Collected material
──────
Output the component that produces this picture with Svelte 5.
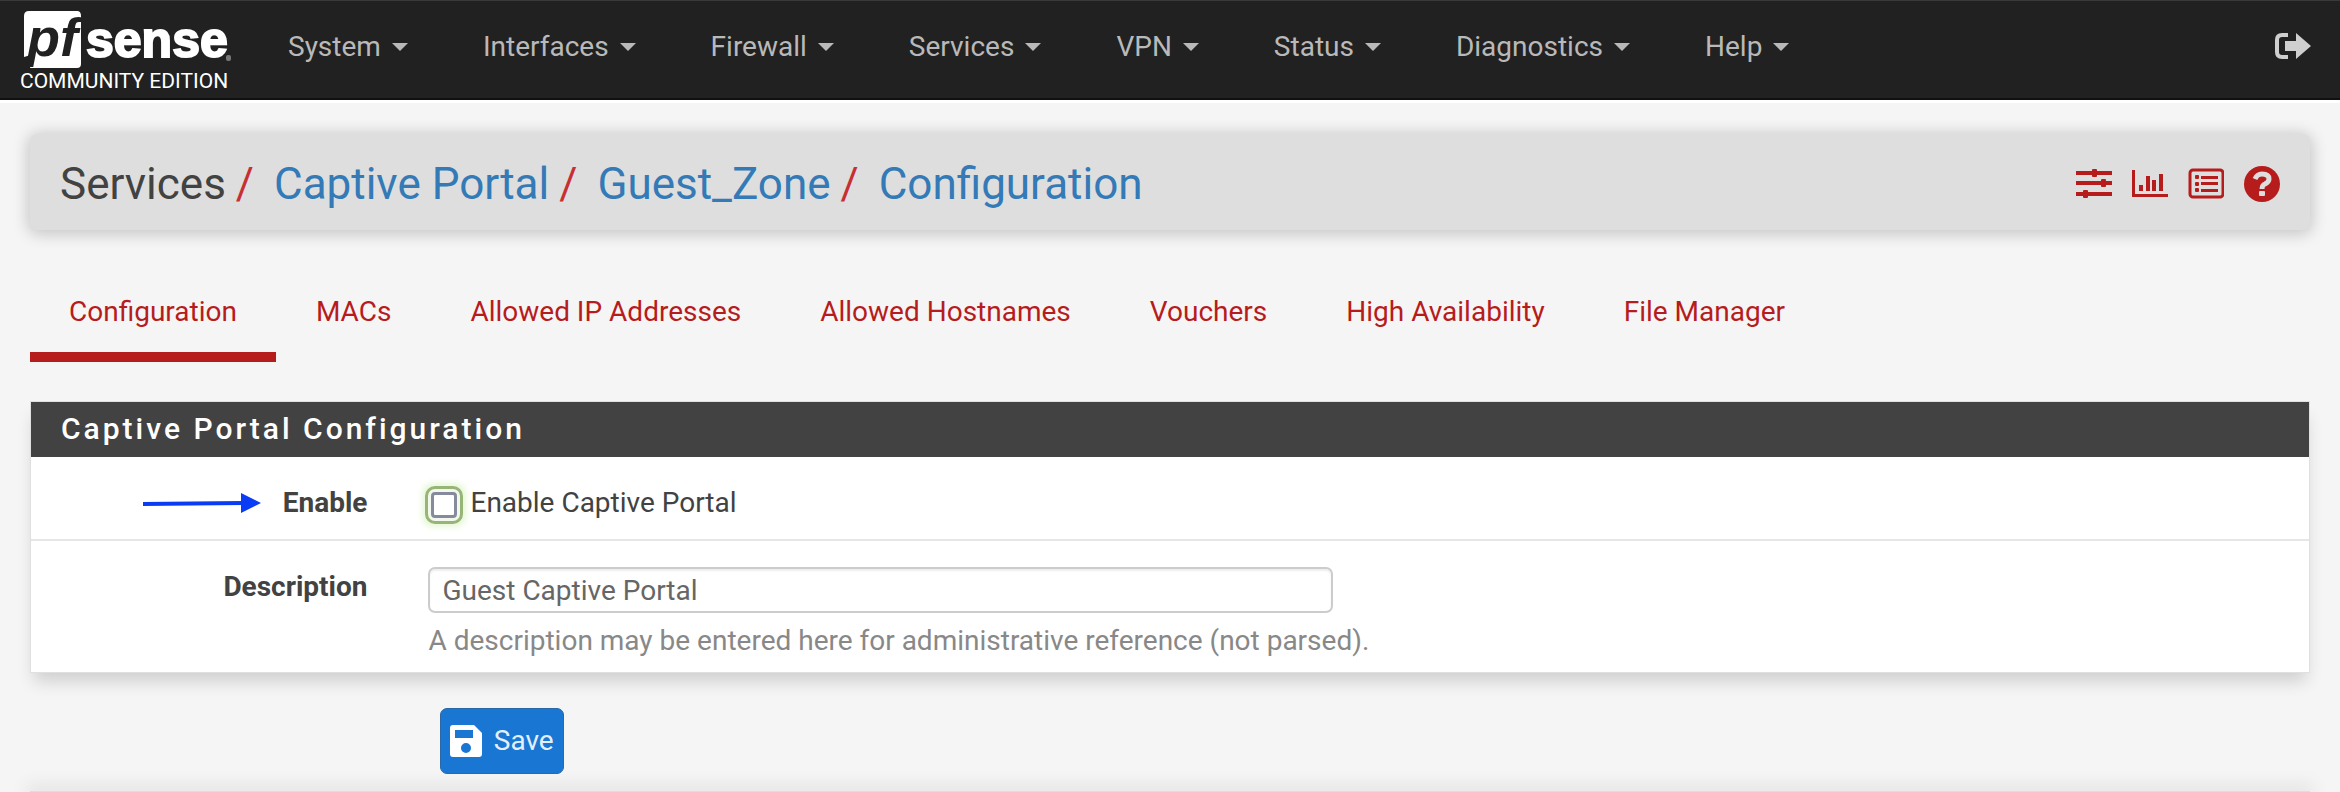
<script lang="ts">
  const menus = [
    "System",
    "Interfaces",
    "Firewall",
    "Services",
    "VPN",
    "Status",
    "Diagnostics",
    "Help",
  ];

  const crumbs = ["Captive Portal", "Guest_Zone", "Configuration"];

  const tabs = [
    "Configuration",
    "MACs",
    "Allowed IP Addresses",
    "Allowed Hostnames",
    "Vouchers",
    "High Availability",
    "File Manager",
  ];

  let activeTab = $state("Configuration");
  let enabled = $state(false);
  let description = $state("Guest Captive Portal");

  function selectTab(event: MouseEvent, tab: string) {
    event.preventDefault();
    activeTab = tab;
  }
</script>

<nav class="navbar">
  <a class="brand" href="#home" aria-label="pfSense Community Edition">
    <svg class="logo" viewBox="0 -4 212 64" aria-hidden="true">
      <path
        d="M5 0H53Q57 0 57 5V53Q57 57 53 57H6L10 43 0 46V5Q0 0 5 0Z"
        fill="#fff"
      />
      <text x="3" y="45" class="pf">pf</text>
      <text x="62" y="46" class="sense">sense</text>
      <rect x="202" y="44" width="5" height="6" rx="2" fill="#777" />
    </svg>
    <span class="edition">COMMUNITY EDITION</span>
  </a>

  <div class="menus">
    {#each menus as menu}
      <button type="button" class="menu">
        {menu}
        <svg class="caret" viewBox="0 0 16 8" aria-hidden="true">
          <path d="M0 0H16L8 8Z" fill="currentColor" />
        </svg>
      </button>
    {/each}
  </div>

  <a class="logout" href="#logout" aria-label="Log out">
    <svg viewBox="0 0 38 28" aria-hidden="true">
      <path
        d="M14 3H8Q3 3 3 8V20Q3 25 8 25H14"
        fill="none"
        stroke="currentColor"
        stroke-width="4"
      />
      <path d="M11 9H22V1L37 14L22 27V19H11Z" fill="currentColor" />
    </svg>
  </a>
</nav>

<main>
  <header class="page-header">
    <ol class="breadcrumb">
      <li>Services</li>
      {#each crumbs as crumb}
        <li><span class="slash">/</span><a href="#{crumb}">{crumb}</a></li>
      {/each}
    </ol>

    <div class="shortcuts">
      <a href="#settings" aria-label="Related settings">
        <svg viewBox="0 0 36 36" aria-hidden="true">
          <g fill="currentColor">
            <rect x="0" y="5" width="36" height="4" />
            <rect x="0" y="15" width="36" height="4" />
            <rect x="0" y="26" width="36" height="4" />
            <rect x="16" y="3" width="5" height="8" rx="1" />
            <rect x="25" y="13" width="5" height="8" rx="1" />
            <rect x="7" y="24" width="5" height="8" rx="1" />
          </g>
        </svg>
      </a>
      <a href="#status" aria-label="Related status">
        <svg viewBox="0 0 36 36" aria-hidden="true">
          <g fill="currentColor">
            <path d="M0 4H3V28H36V31H0Z" />
            <rect x="7" y="19" width="4" height="6" />
            <rect x="14" y="10" width="4" height="15" />
            <rect x="20" y="14" width="4" height="11" />
            <rect x="27" y="8" width="4" height="17" />
          </g>
        </svg>
      </a>
      <a href="#logs" aria-label="Related log entries">
        <svg viewBox="0 0 36 36" aria-hidden="true">
          <rect
            x="2"
            y="4"
            width="33"
            height="27"
            rx="3"
            fill="none"
            stroke="currentColor"
            stroke-width="3"
          />
          <g fill="currentColor">
            <rect x="7" y="9" width="4" height="4" rx="1" />
            <rect x="7" y="16" width="4" height="4" rx="1" />
            <rect x="7" y="22" width="4" height="4" rx="1" />
            <rect x="13" y="10" width="17" height="3" />
            <rect x="13" y="16" width="17" height="3" />
            <rect x="13" y="23" width="17" height="3" />
          </g>
        </svg>
      </a>
      <a href="#help" aria-label="Help for this page">
        <svg viewBox="0 0 36 36" aria-hidden="true">
          <circle cx="18" cy="18" r="18" fill="currentColor" />
          <path
            d="M11 13Q13 8 18 8Q25 8 25 13Q25 16 21 18Q18 19 18 23"
            fill="none"
            stroke="#dedede"
            stroke-width="5"
          />
          <rect x="15" y="25" width="6" height="5" rx="1" fill="#dedede" />
        </svg>
      </a>
    </div>
  </header>

  <div class="tabs">
    {#each tabs as tab}
      <a
        href="#{tab}"
        class="tab"
        class:active={activeTab === tab}
        onclick={(e) => selectTab(e, tab)}>{tab}</a
      >
    {/each}
  </div>

  <form onsubmit={(e) => e.preventDefault()}>
    <section class="panel">
      <h2>Captive Portal Configuration</h2>

      <div class="row">
        <div class="name">
          <svg class="arrow" viewBox="0 0 118 20" aria-hidden="true">
            <path d="M0 11L100 10" stroke="#0b3cf5" stroke-width="4" />
            <path d="M98 0L118 10L98 20Z" fill="#0b3cf5" />
          </svg>
          <label for="enable">Enable</label>
        </div>
        <div class="field">
          <label class="check">
            <input id="enable" type="checkbox" bind:checked={enabled} />
            Enable Captive Portal
          </label>
        </div>
      </div>

      <div class="row">
        <div class="name"><label for="descr">Description</label></div>
        <div class="field">
          <input id="descr" type="text" bind:value={description} />
        </div>
        <p class="help">
          A description may be entered here for administrative reference (not
          parsed).
        </p>
      </div>
    </section>

    <div class="actions">
      <button type="submit" class="save">
        <svg viewBox="0 0 32 32" aria-hidden="true">
          <path
            fill="#fff"
            fill-rule="evenodd"
            d="M3 0H24L32 8V29Q32 32 29 32H3Q0 32 0 29V3Q0 0 3 0ZM5 5V13H23V5ZM16 18A5 5 0 1 0 16 28A5 5 0 1 0 16 18Z"
          />
        </svg>
        Save
      </button>
    </div>
  </form>
</main>

<footer></footer>

<style>
  :global(body) {
    margin: 0;
    background: #f5f5f5;
    color: #424242;
    font:
      28px/40px Roboto,
      sans-serif;
  }

  a {
    color: #337ab7;
    text-decoration: none;
  }

  button,
  input {
    font: inherit;
  }

  svg {
    display: block;
    flex: none;
  }

  .navbar {
    display: flex;
    align-items: center;
    height: 100px;
    padding: 0 28px 0 20px;
    box-sizing: border-box;
    background: #212121;
    border-top: 1px solid #3a3a3a;
    border-bottom: 2px solid #111;
    box-shadow: 0 3px 0 #fff;
  }

  .brand {
    width: 230px;
    padding-bottom: 2px;
    color: #fff;
  }

  .logo {
    width: 212px;
    height: 64px;
    margin-left: 4px;
    overflow: visible;
  }

  .pf,
  .sense {
    font-family: "Liberation Sans", Arial, sans-serif;
    font-weight: 700;
  }

  .pf {
    font-size: 54px;
    font-style: italic;
    fill: #212121;
  }

  .sense {
    font-size: 50px;
    fill: #fff;
    stroke: #fff;
    stroke-width: 2px;
  }

  .edition {
    display: block;
    font-size: 21px;
    line-height: 20px;
    white-space: nowrap;
  }

  .menus {
    display: flex;
    flex: 1;
  }

  .menu {
    display: flex;
    align-items: center;
    gap: 11px;
    padding: 0 37px 6px 38px;
    border: 0;
    background: none;
    color: #b9b9b9;
  }

  .caret {
    width: 16px;
    height: 8px;
  }

  .logout {
    padding-bottom: 8px;
    color: #cfcfcf;
  }

  .logout svg {
    width: 38px;
    height: 28px;
  }

  main {
    padding: 34px 30px 0;
  }

  .page-header {
    display: flex;
    align-items: center;
    justify-content: space-between;
    padding: 20px 30px 16px;
    border-radius: 8px;
    background: #dedede;
    box-shadow: 0 2px 16px 2px rgba(0, 0, 0, 0.2);
  }

  .breadcrumb {
    display: flex;
    margin: 0;
    padding: 0;
    list-style: none;
    font-size: 44px;
    line-height: 60px;
  }

  .slash {
    padding: 0 20px 0 10px;
    color: #c62f33;
  }

  .shortcuts {
    display: flex;
    gap: 20px;
  }

  .shortcuts a {
    color: #b71c1c;
  }

  .shortcuts svg {
    width: 36px;
    height: 36px;
  }

  .tabs {
    display: flex;
    gap: 1px;
    margin-top: 62px;
  }

  .tab {
    padding: 0 39px 20px;
    border-bottom: 10px solid transparent;
    color: #b71c1c;
  }

  .tab.active {
    border-color: #b71c1c;
  }

  .panel {
    margin-top: 39px;
    border: 1px solid #e0e0e0;
    background: #fff;
    box-shadow: 0 12px 16px -4px rgba(0, 0, 0, 0.16);
  }

  h2 {
    margin: 0;
    padding: 7px 30px 8px;
    background: #424242;
    color: #fff;
    font-weight: 500;
    font-size: 30px;
    line-height: 40px;
    letter-spacing: 3px;
  }

  .row,
  .actions {
    display: grid;
    grid-template-columns: 16fr 42fr 42fr;
  }

  .row {
    padding: 26px 0 16px;
  }

  .row + .row {
    padding: 26px 0 11px;
    border-top: 2px solid #e6e6e6;
  }

  .name {
    display: flex;
    justify-content: flex-end;
    align-items: flex-start;
    gap: 22px;
    padding-right: 28px;
    font-weight: 700;
  }

  .arrow {
    width: 118px;
    height: 20px;
    margin-top: 10px;
  }

  .field,
  .help {
    padding: 0 19px 0 33px;
  }

  .check {
    display: flex;
    align-items: center;
    gap: 13px;
  }

  input[type="checkbox"] {
    appearance: none;
    width: 26px;
    height: 26px;
    margin: 4px 0 0 3px;
    border: 3px solid #858a9c;
    border-radius: 4px;
    background: #fff;
    outline: 3px solid #96b577;
    outline-offset: 3px;
    box-shadow:
      0 0 0 4px #f3f8ee,
      0 0 6px 9px #e6f7d6;
  }

  input[type="checkbox"]:checked {
    background: #1976d2;
  }

  input[type="text"] {
    display: block;
    width: 100%;
    height: 46px;
    padding: 0 12px;
    box-sizing: border-box;
    border: 2px solid #ccc;
    border-radius: 7px;
    background: #fff;
    box-shadow: inset 0 2px 2px rgba(0, 0, 0, 0.07);
    color: #666;
  }

  .help {
    grid-column: 2 / -1;
    margin: 8px 0 0;
    color: #888;
  }

  .actions {
    margin-top: 35px;
  }

  .save {
    grid-column: 2;
    justify-self: start;
    display: flex;
    align-items: center;
    gap: 12px;
    height: 66px;
    margin-left: 45px;
    padding: 0 9px;
    border: 1px solid #2b68a8;
    border-radius: 7px;
    background: #1976d2;
    color: #e3f0fc;
  }

  .save svg {
    width: 32px;
    height: 32px;
  }

  footer {
    height: 1px;
    margin: 17px 30px 0;
    background: #dedede;
    box-shadow: 0 0 18px 4px rgba(0, 0, 0, 0.12);
  }
</style>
──────
Work to do
Show each line of the listing that holds the string "this".

Final answer
Output the component that produces this picture with Svelte 5.
      <a href="#help" aria-label="Help for this page">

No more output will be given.